Mr Cafferkey’s remains are being held alongside the bodies of a large number of other fighters awaiting the same process and repatriation is not expected for about three months or possibly longer.
Well over 350,000 troops have been killed or wounded in the war since Russia launched a full-scale invasion of Ukraine in February 2022. This includes more than about 300 foreign fighters and three Irish men.
The Mayo man, who previously fought with the Kurdish YPG in Syria against the Islamic State and was active in the Shell to Sea campaign, was initially classed as missing in action before his death was confirmed.

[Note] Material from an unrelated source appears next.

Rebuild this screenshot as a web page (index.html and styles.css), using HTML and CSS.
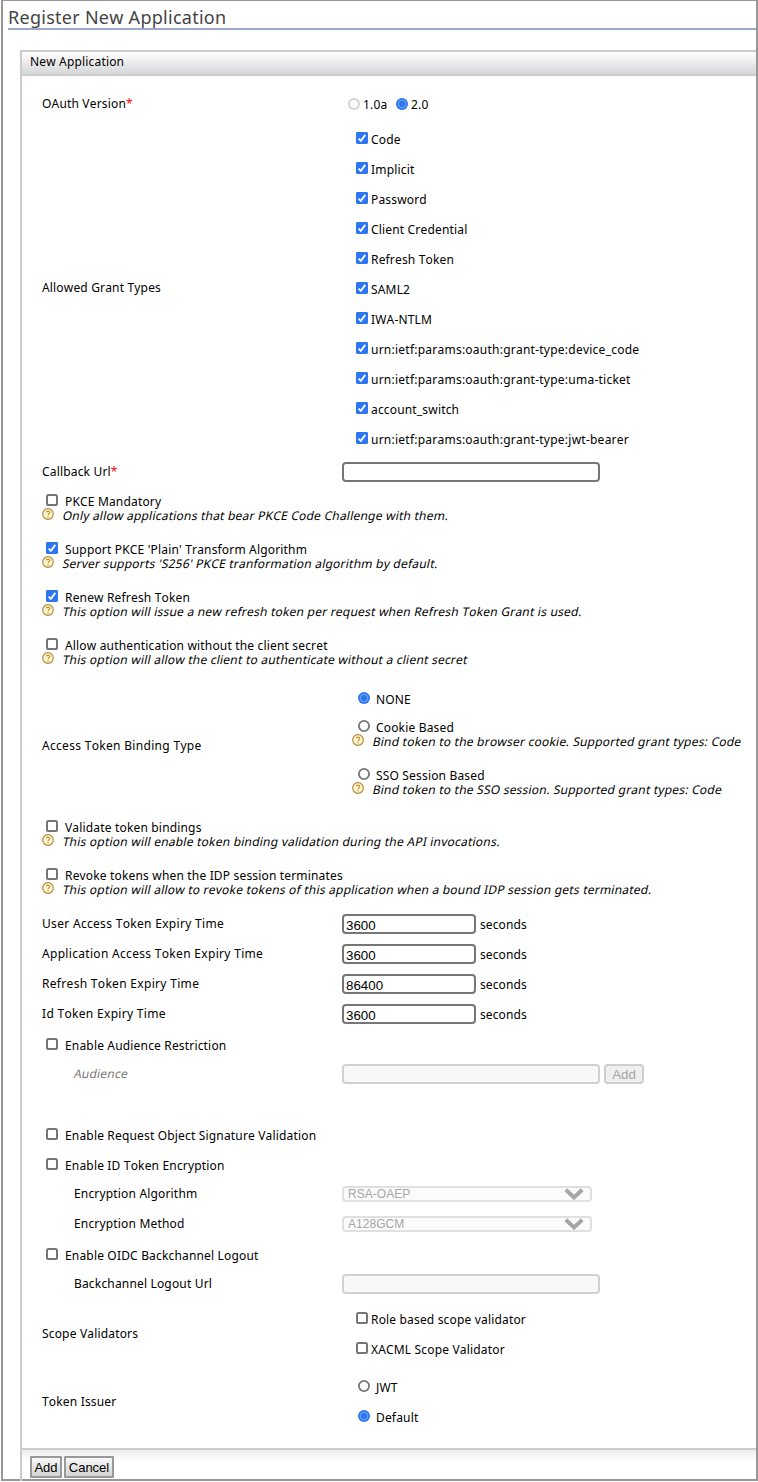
FILE: index.html
```html
<!DOCTYPE html>
<html lang="en">
<head>
<meta charset="utf-8">
<title>Register New Application</title>
<link rel="stylesheet" href="styles.css">
</head>
<body>
<svg class="defs" aria-hidden="true">
  <symbol id="tick" viewBox="0 0 12 12"><rect width="12" height="12" rx="1.4" fill="#2c76f2"/><path d="M2.6 6.6 4.8 8.8 9.3 2.9" fill="none" stroke="#fff" stroke-width="1.8"/></symbol>
  <symbol id="box" viewBox="0 0 12 12"><rect x="1" y="1" width="10" height="10" rx="1.6" fill="#fff" stroke="#767676" stroke-width="2"/></symbol>
  <symbol id="ring" viewBox="0 0 12 12"><circle cx="6" cy="6" r="5.1" fill="#fff" stroke="#767676" stroke-width="1.8"/></symbol>
  <symbol id="ring-off" viewBox="0 0 12 12"><circle cx="6" cy="6" r="5.1" fill="#f8f8f8" stroke="#d0d0d0" stroke-width="1.8"/></symbol>
  <symbol id="dot" viewBox="0 0 12 12"><circle cx="6" cy="6" r="6" fill="#2c76f2"/><circle cx="6" cy="6" r="3.8" fill="none" stroke="#8db6fa" stroke-width=".8"/></symbol>
  <symbol id="help" viewBox="0 0 12 12"><circle cx="6" cy="6" r="5.3" fill="#fffbd6" stroke="#b48a3c" stroke-width="1.2"/><path d="M4.2 4.6C4.2 2.5 7.8 2.5 7.8 4.6 7.8 5.8 6 5.8 6 7.2M6 8.1V9.4" fill="none" stroke="#d98a2b" stroke-width="1.2"/></symbol>
  <symbol id="chevron" viewBox="0 0 20 12"><path d="M1.8 1.8 10 9.4 18.2 1.8" fill="none" stroke="#a6a6a6" stroke-width="4"/></symbol>
</svg>
<main class="frame">
  <h1 class="title"><span>Register New Application</span></h1>
  <section class="panel">
    <h2 class="panel-head">New Application</h2>
    <div class="body">
      <div class="row first"><span class="label">OAuth Version<b class="req">*</b></span><span class="value versions"><svg class="ic"><use href="#ring-off"/></svg><span class="v1">1.0a</span><svg class="ic"><use href="#dot"/></svg><span>2.0</span></span></div>
      <div class="row grants"><span class="label">Allowed Grant Types</span>
        <div class="value list">
          <label class="opt"><svg class="ic"><use href="#tick"/></svg><span>Code</span></label>
          <label class="opt"><svg class="ic"><use href="#tick"/></svg><span>Implicit</span></label>
          <label class="opt"><svg class="ic"><use href="#tick"/></svg><span>Password</span></label>
          <label class="opt"><svg class="ic"><use href="#tick"/></svg><span>Client Credential</span></label>
          <label class="opt"><svg class="ic"><use href="#tick"/></svg><span>Refresh Token</span></label>
          <label class="opt"><svg class="ic"><use href="#tick"/></svg><span>SAML2</span></label>
          <label class="opt"><svg class="ic"><use href="#tick"/></svg><span>IWA-NTLM</span></label>
          <label class="opt urn"><svg class="ic"><use href="#tick"/></svg><span>urn:ietf:params:oauth:grant-type:device_code</span></label>
          <label class="opt urn"><svg class="ic"><use href="#tick"/></svg><span>urn:ietf:params:oauth:grant-type:uma-ticket</span></label>
          <label class="opt"><svg class="ic"><use href="#tick"/></svg><span>account_switch</span></label>
          <label class="opt urn"><svg class="ic"><use href="#tick"/></svg><span>urn:ietf:params:oauth:grant-type:jwt-bearer</span></label>
        </div>
      </div>
      <div class="row callback"><span class="label">Callback Url<b class="req">*</b></span><input class="field wide" type="text"></div>

      <div class="check-help"><label class="line"><svg class="ic"><use href="#box"/></svg><span>PKCE Mandatory</span></label><div class="hint"><svg class="ic"><use href="#help"/></svg><span class="slant">Only allow applications that bear PKCE Code Challenge with them.</span></div></div>
      <div class="check-help"><label class="line"><svg class="ic"><use href="#tick"/></svg><span>Support PKCE 'Plain' Transform Algorithm</span></label><div class="hint"><svg class="ic"><use href="#help"/></svg><span class="slant">Server supports 'S256' PKCE tranformation algorithm by default.</span></div></div>
      <div class="check-help"><label class="line"><svg class="ic"><use href="#tick"/></svg><span>Renew Refresh Token</span></label><div class="hint"><svg class="ic"><use href="#help"/></svg><span class="slant">This option will issue a new refresh token per request when Refresh Token Grant is used.</span></div></div>
      <div class="check-help"><label class="line"><svg class="ic"><use href="#box"/></svg><span>Allow authentication without the client secret</span></label><div class="hint"><svg class="ic"><use href="#help"/></svg><span class="slant">This option will allow the client to authenticate without a client secret</span></div></div>

      <div class="row binding loose"><span class="label">Access Token Binding Type</span>
        <div class="value bindings">
          <label class="line none"><svg class="ic"><use href="#dot"/></svg><span>NONE</span></label>
          <label class="line"><svg class="ic"><use href="#ring"/></svg><span>Cookie Based</span></label>
          <div class="hint cookie-hint"><svg class="ic"><use href="#help"/></svg><span class="slant">Bind token to the browser cookie. Supported grant types: Code</span></div>
          <label class="line"><svg class="ic"><use href="#ring"/></svg><span>SSO Session Based</span></label>
          <div class="hint"><svg class="ic"><use href="#help"/></svg><span class="slant">Bind token to the SSO session. Supported grant types: Code</span></div>
        </div>
      </div>

      <div class="check-help"><label class="line"><svg class="ic"><use href="#box"/></svg><span>Validate token bindings</span></label><div class="hint"><svg class="ic"><use href="#help"/></svg><span class="slant">This option will enable token binding validation during the API invocations.</span></div></div>
      <div class="check-help"><label class="line"><svg class="ic"><use href="#box"/></svg><span>Revoke tokens when the IDP session terminates</span></label><div class="hint"><svg class="ic"><use href="#help"/></svg><span class="slant">This option will allow to revoke tokens of this application when a bound IDP session gets terminated.</span></div></div>

      <div class="row loose"><span class="label">User Access Token Expiry Time</span><input class="field" type="text" value="3600"><span class="unit">seconds</span></div>
      <div class="row loose"><span class="label">Application Access Token Expiry Time</span><input class="field" type="text" value="3600"><span class="unit">seconds</span></div>
      <div class="row loose"><span class="label">Refresh Token Expiry Time</span><input class="field" type="text" value="86400"><span class="unit">seconds</span></div>
      <div class="row loose"><span class="label">Id Token Expiry Time</span><input class="field" type="text" value="3600"><span class="unit">seconds</span></div>

      <div class="row"><label class="line"><svg class="ic"><use href="#box"/></svg><span>Enable Audience Restriction</span></label></div>
      <div class="row audience"><span class="label sub"><span class="slant muted">Audience</span></span><input class="field wide" type="text" disabled><button class="add-off" disabled>Add</button></div>
      <div class="row"><label class="line"><svg class="ic"><use href="#box"/></svg><span>Enable Request Object Signature Validation</span></label></div>
      <div class="row"><label class="line"><svg class="ic"><use href="#box"/></svg><span>Enable ID Token Encryption</span></label></div>
      <div class="row"><span class="label sub">Encryption Algorithm</span><span class="select"><span>RSA-OAEP</span><svg class="chev"><use href="#chevron"/></svg></span></div>
      <div class="row"><span class="label sub">Encryption Method</span><span class="select"><span>A128GCM</span><svg class="chev"><use href="#chevron"/></svg></span></div>
      <div class="row"><label class="line"><svg class="ic"><use href="#box"/></svg><span>Enable OIDC Backchannel Logout</span></label></div>
      <div class="row"><span class="label sub">Backchannel Logout Url</span><input class="field wide" type="text" disabled></div>

      <div class="row scopes"><span class="label">Scope Validators</span>
        <div class="value list">
          <label class="opt"><svg class="ic"><use href="#box"/></svg><span>Role based scope validator</span></label>
          <label class="opt"><svg class="ic"><use href="#box"/></svg><span>XACML Scope Validator</span></label>
        </div>
      </div>
      <div class="row issuers"><span class="label">Token Issuer</span>
        <div class="value list radios">
          <label class="opt"><svg class="ic"><use href="#ring"/></svg><span>JWT</span></label>
          <label class="opt"><svg class="ic"><use href="#dot"/></svg><span>Default</span></label>
        </div>
      </div>
    </div>
    <footer class="actions"><button>Add</button><button class="cancel">Cancel</button></footer>
  </section>
</main>
</body>
</html>
```
FILE: styles.css
```css
* { box-sizing: border-box; }
body {
  margin: 0;
  background: #fff;
  color: #000;
  font: 12px/14px "Noto Sans", "Open Sans", sans-serif;
  font-kerning: none;
  letter-spacing: 0.17px;
  overflow: hidden;
}
.defs { display: none; }
.frame {
  height: 1481px;
  margin-left: 1px;
  border: solid #979797;
  border-width: 1px 2px 2px;
  padding-left: 5px;
}
.title {
  height: 29px;
  margin: 0;
  border-bottom: 2px solid #9aa8c9;
  color: #444;
  font-size: 18px;
  font-weight: 400;
  letter-spacing: 0.27px;
  line-height: 33px;
  white-space: nowrap;
}
.panel {
  height: 1432px;
  margin: 20px 0 0 12px;
  border: 2px solid #ccc;
  border-width: 2px 0 0 2px;
}
.panel-head {
  height: 24px;
  margin: 0;
  padding-left: 8px;
  border-bottom: 2px solid #ccc;
  background: linear-gradient(#fff, #d5d6d8);
  font-size: 12px;
  font-weight: 400;
  line-height: 19px;
}
.body {
  height: 1374px;
  padding: 13px 0 0 20px;
  border-bottom: 2px solid #ccc;
}
.row {
  display: flex;
  align-items: center;
  height: 30px;
  white-space: nowrap;
}
.label {
  width: 300px;
  padding-bottom: 1px;
}
.loose > .label { letter-spacing: 0.31px; }
.urn { letter-spacing: 0.24px; }
.sub { padding-left: 32px; }
.slant {
  display: inline-block;
  transform: skewX(-12deg);
  letter-spacing: 0.22px;
}
.muted { color: #777; }
.req { color: #f00; font-weight: 400; }
.ic { flex: none; width: 12px; height: 12px; }
.versions {
  display: flex;
  align-items: center;
  padding-left: 6px;
}
.versions span { margin-left: 3px; padding-top: 1px; }
.versions .v1 { width: 33px; }
.grants { height: 330px; margin-top: 5px; }
.grants > .label { padding-bottom: 3px; }
.list { padding-left: 14px; }
.opt {
  display: flex;
  align-items: center;
  gap: 3px;
  height: 30px;
}
.opt .ic, .line .ic { margin-bottom: 2px; }
.opt span, .line span { padding-top: 2px; }
.callback { margin-top: 3px; }
.line {
  display: flex;
  align-items: center;
  gap: 7px;
  height: 14px;
  padding-left: 4px;
}
.row > .line { height: 16px; padding-top: 2px; }
.check-help {
  height: 48px;
  padding-top: 7px;
  white-space: nowrap;
}
.hint {
  display: flex;
  align-items: center;
  gap: 9px;
  height: 14px;
}
.hint .ic { margin-bottom: 2px; }
.hint .slant { padding-top: 2px; }
.binding { height: 134px; }
.bindings { padding: 0 0 4px 10px; }
.bindings .line { padding-left: 6px; gap: 6px; }
.bindings .none { margin-bottom: 14px; }
.bindings .cookie-hint { margin-bottom: 20px; }
.field {
  width: 134px;
  height: 20px;
  padding: 2px 2px 0;
  border: 2px solid #767676;
  border-radius: 4px;
  background: #fff;
  color: #000;
  font: 13.33px "Liberation Sans", Arial, sans-serif;
}
.wide { width: 258px; }
.field:disabled { border-color: #d1d1d1; background: #f8f8f8; }
.unit { margin-left: 4px; padding-top: 1px; letter-spacing: 0.1px; }
.audience { margin-bottom: 30px; }
.add-off {
  width: 40px;
  height: 20px;
  margin-left: 4px;
  padding: 2px 0 0;
  border: 2px solid #cfcfcf;
  border-radius: 4px;
  background: #efefef;
  color: #a6a6a6;
  font: 13.33px/14px "Liberation Sans", Arial, sans-serif;
}
.select {
  display: flex;
  align-items: center;
  justify-content: space-between;
  width: 250px;
  height: 16px;
  padding: 0 6px 0 4px;
  border: 2px solid #e0e0e0;
  border-radius: 4px;
  background: #fbfbfb;
  color: #a6a6a6;
  font: 12px/12px "Liberation Sans", Arial, sans-serif;
  letter-spacing: 0.05px;
}
.chev { width: 20px; height: 12px; }
.scopes { height: 60px; margin-top: 5px; }
.issuers { height: 60px; margin-top: 8px; }
.radios { padding-left: 16px; }
.radios .opt { gap: 6px; }
.actions {
  display: flex;
  gap: 2px;
  height: 29px;
  padding: 6px 0 0 8px;
  background: linear-gradient(#eee, #fff 12px);
}
.actions button {
  width: 32px;
  height: 22px;
  padding: 2px 0 0;
  border: 2px solid #999;
  border-radius: 1px;
  background: linear-gradient(#f8f8f8, #d4d4d4);
  color: #000;
  font: 13px/16px "Liberation Sans", Arial, sans-serif;
}
.actions .cancel { width: 50px; }
```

“We’ll bring him home, le cúnamh Dé,” Mr Cafferkey’s father, Tom, told a memorial service on Achill Island in May.
Among the hundreds who attended was a group of about 40 Ukrainians, now living in Westport. They carried a large wreath which proclaimed: “To our hero, Finbar Cafferkey. From all Ukrainians.”
Finbar’s mother, Celine, spoke of his passion for the many and varied activities in which he was involved. “His actions were propelled by things he felt deeply in his heart,” Ms Cafferkey said. “If he felt the truth of something, he followed his heart.
Mr Cafferkey and his two international comrades worked with various left-wing or anarchist groups supporting the Ukrainian war effort.
In the year before his death he worked with several groups in Poland and Ukraine that delivered aid and supplies to the front lines. He signed up with a combat unit shortly before his death.
He initially worked with an anarchist group based in Poland called ACK Galicia, ferrying vehicles and aid to Ukraine. He also worked with XVX Tacticaid, which refurbishes off-road vehicles for use in the war; Operation Solidarity, which gathered and distributed aid; and a group called Help War Victims.